Learning of all this, I was reminded of Capt. Bruce Yamashita who fought for equality in the 1980’s and 90’s, and Lt. Dan Choi in recent years. I was reminded of my grandfather’s brother, Tommy Amer, who, after serving in WWII, was instrumental in ending segregation in California when he and an another Asian American veteran challenged a neighborhood covenant banning the sale of homes to non-whites, leading to a landmark decision in the California Supreme Court. And, of course I was reminded of the fact that Kenjiro’s son, Ken, fought in the first Gulf War and his grandson, Colin, fought in Iraq and Afghanistan, continuing the family’s tradition of service to our country.
As my sister snapped the photos you see here, it occurred to me that this family, like many Japanese American families today, would not have to come to be if not for an historic injustice. And, I thought about how I might never have known about Kenjiro’s heroism if not for a book providing me the opportunity to ask about it.
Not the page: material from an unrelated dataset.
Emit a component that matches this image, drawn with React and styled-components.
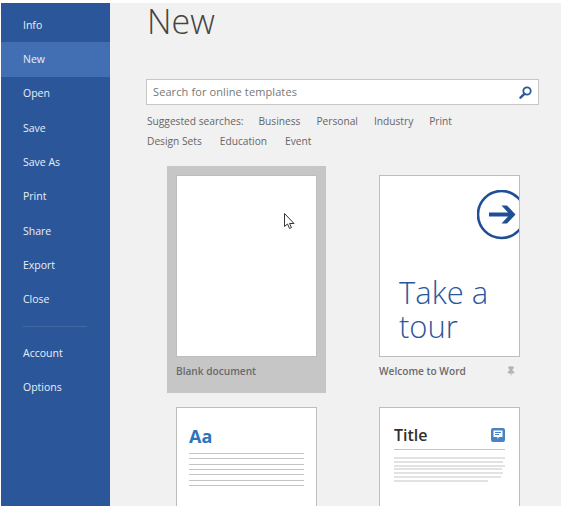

Political strategists in recent weeks have marveled at the fact that minority communities tend to shun candidates and political parties that seek to rob minorities of equal protection under the law. Perhaps they assume we don’t know our history. And, perhaps we don’t know it as well as we should. But the experts overlook an important truth that really sunk in for me this Thanksgiving day: Our families are products of American history, and, whether or not we know all the details, we know intuitively that continuing the fight against institutionalized racism is our duty to our parents and our grandparents.
We will be more effective in modern day struggles if we better understand the triumphs, defeats, compromises, and ever-present echoes of days gone by. These lessons are waiting to be learned from members of our family and our community — if we remember to ask them in time.